Deve-se saber que o método de educação dos filhos é um dos assuntos mais importantes e essenciais. O filho é dado em confiança nas mãos de seus pais, e seu coração puro é uma pedra preciosa e imaculada, livre de qualquer entalhe ou forma, que pode ser gravada e lapidada de modo a assumir qualquer formato. Se a criança for habituada e ensinada a ser boa, isso determinará sua educação. Ela será feliz neste mundo e no outro e seus pais, professores e educadores participarão de sua recompensa. Se, por outro lado, a criança for habituada ao mal e se os pais descuidarem dela, como se fosse um animal, ela será infeliz e cairá na destruição, e seu pecado será compartilhado pelos responsáveis por sua criação.

Deus Altíssimo diz: Ó vós que credes!
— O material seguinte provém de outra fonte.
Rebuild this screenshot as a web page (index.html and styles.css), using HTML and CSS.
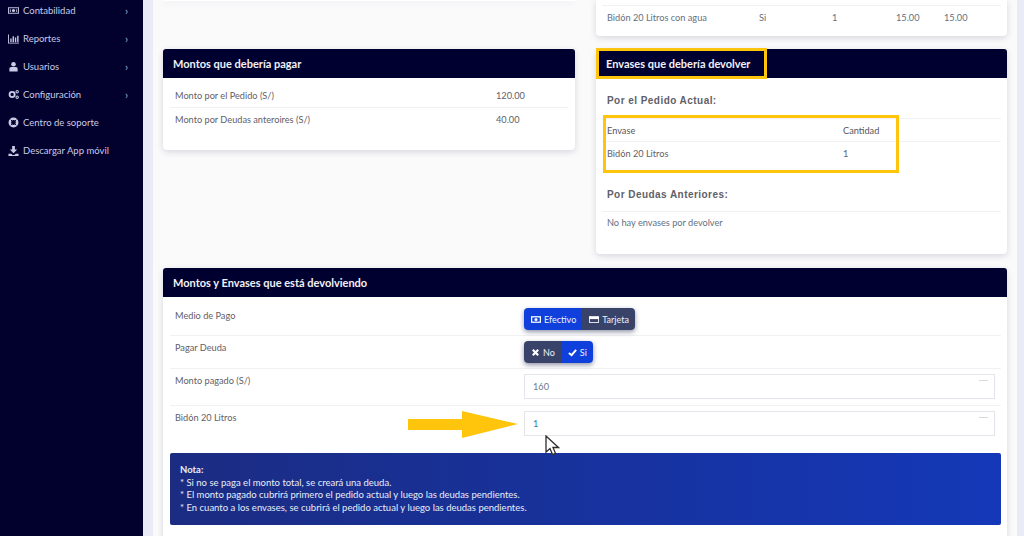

Protegei a vós e a vossas famílias de um fogo (66.6). Ou seja, se o pai protege o filho do fogo deste mundo, mais ainda deve protegê-lo do fogo do outro mundo. Salvá-lo-á do fogo do inferno ensinando-lhe um bom comportamento, boas maneiras e um caráter excelente e protegendo-o das más companhias. A criança deve ser impedida de se acostumar com as facilidades e confortos e não deve ser ensinada a amar os adornos e o luxo, para que não desperdice sua vida na busca dessas coisas quando crescer e não acabe se perdendo eternamente.

Ao invés disso, a criança deve ser supervisionada desde sua primeira infância. Mesmo ao selecionar uma ama de leite, deve-se escolher somente uma mulher justa e religiosa, que coma apenas alimentos lícitos, pois o leite produzido a partir de alimentos ilícitos é desprovido de bênção. A constituição física da criança criada com tal leite será misturada com impurezas, fazendo com que sua natureza também se desvie para a impureza.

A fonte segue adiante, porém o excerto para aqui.